09/08/07

Ismail Kadaré, L’AQUILA


[Eagle from a church on the Celio hill in Rome. Foto di Marzia Poerio]


Ismail Kadaré, L’AQUILA, Milano, Longanesi, 2007. Traduzione di Francesco Bruno dall’edizione francese del 1996.

Come già nel PALAZZO DEI SOGNI, un precedente romanzo dello scrittore albanese Ismail Kadaré, ci si trova in una storia fantastica, il cui protagonista è preso in una difficoltà di comprensione degli eventi, ma agisce al loro interno come se la logica insolita, onirica da essi provocata fosse l’unico terreno di azione. O si trattava di follia?

Il narratore in prima persona precipita infatti attraverso un’asse della pavimentazione stradale in un mondo sotterraneo parallelo, ove svolge una vita quotidiana simile a quella soprastante, ma consapevole di essere caduto lì per punizione di una burocrazia intransigente e conscio del fatto che con molta difficoltà si può sfuggire.

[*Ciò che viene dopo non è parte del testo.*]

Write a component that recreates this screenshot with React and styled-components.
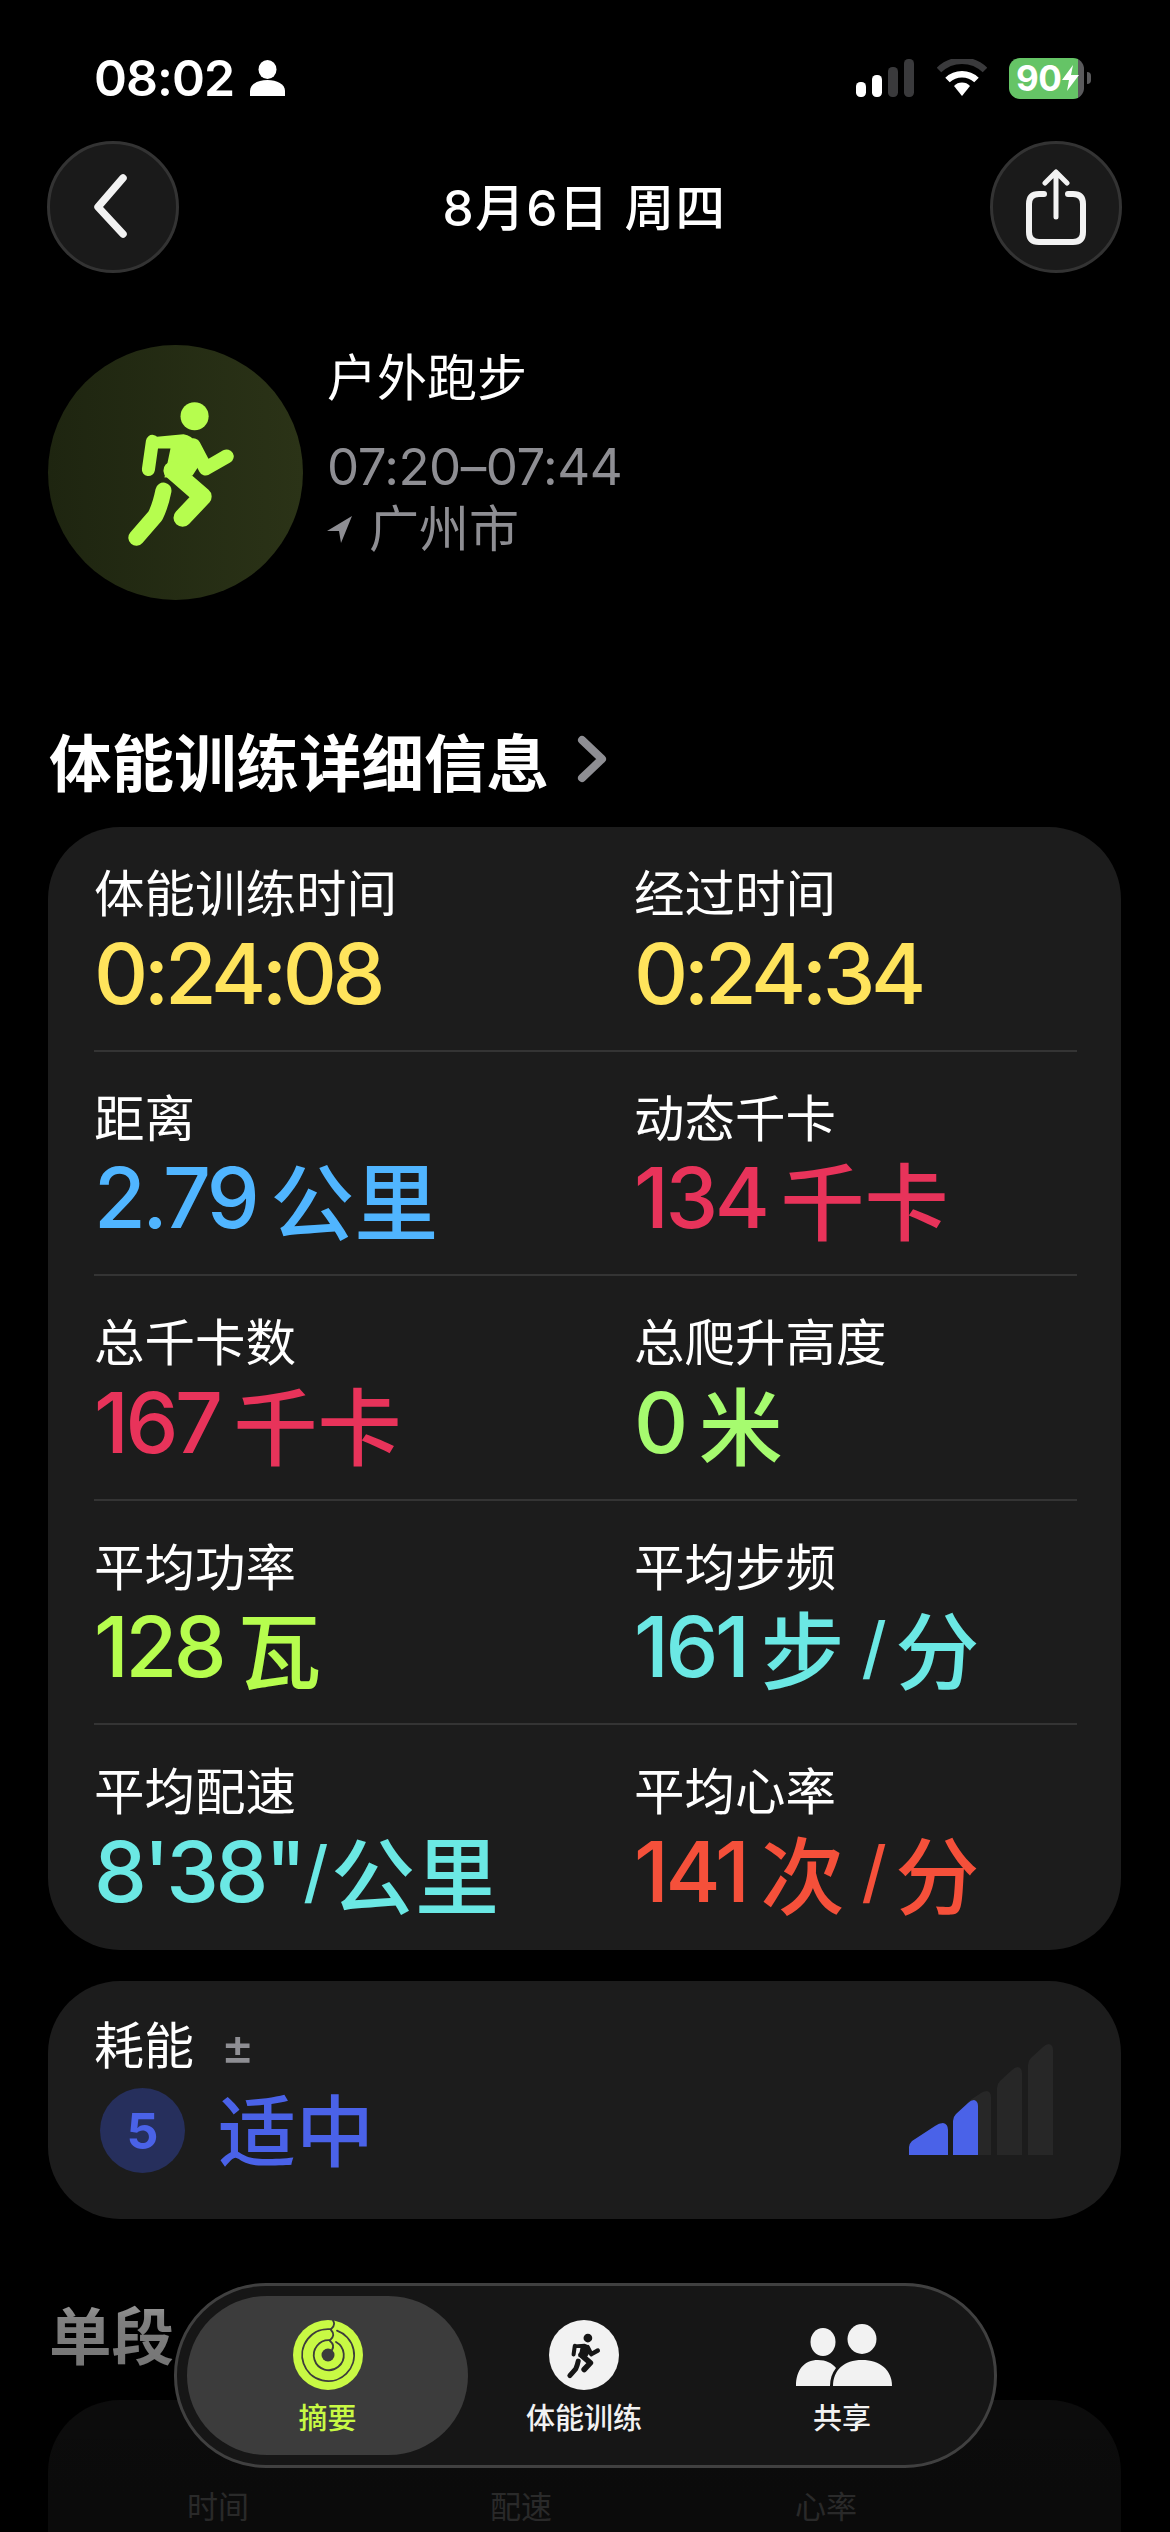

Una possibile via d’uscita pare essere, seguendo un’antica leggenda, quella di cavalcare un’aquila che richiederà pezzi della sua carne nello svolgersi del volo verso la libertà. Il narratore, acquistati dei brandelli di carne da un macellaio, si accinge all’impresa; pare che giunga fino all’Albania, di cui l’aquila è simbolo.

Tuttavia, nell’ultimo capitolo, la narrazione opportunamente passata alla terza persona informa che si era trattato di un delirio: un visitatore notturno dello zoo ha lottato con l’aquila e i sono uccisi a vicenda.

Questa ottica del fantastico solo in parte spiegato (perché l’enigma di cosa sia veramente successo resta aperto anche dopo la conclusione della lettura del volume) ha lo scopo, si direbbe, di allegorizzare la condizione umana in regimi totalitari o comunque di controllo sulla popolazione.

Su un piano più universale, la caduta verso il basso potrà forse vedersi come un volo interiorizzante verso l’Ombra, con l’aquila a rappresentare un’Anima fattasi oscura e una lotta tra l’Io e il suo Doppio, senza vincitori dato che le due componenti conscia e inconscia si annullano.

Come in altre storie aventi a motivo una discesa, c’è probabilmente una visitazione di Thánatos, ipotesi accentuata da uno di quei dettagli di specularità che si riscontrano nella narrativa in presenza della tematica della Morte: lo specchio è qui rappresentato dal nome di una ragazza del mondo sottostante, annA, come il narratore la battezza dopo averne visto il nome disegnato in una vetrina per distinguerla da una giovane da lui amata nel mondo soprastante, una più comune Anna.

Essere posseduti dall’inconscio, entrare in una psicosi autodistruttiva…

Essere catturati da una struttura narrativa con una logica ferrea come quella della realtà e una serie di immagini fluttuanti come quelle dei sogni.

Scorrevole e inquietante, kafkiano e originale questo romanzo breve di Kadaré.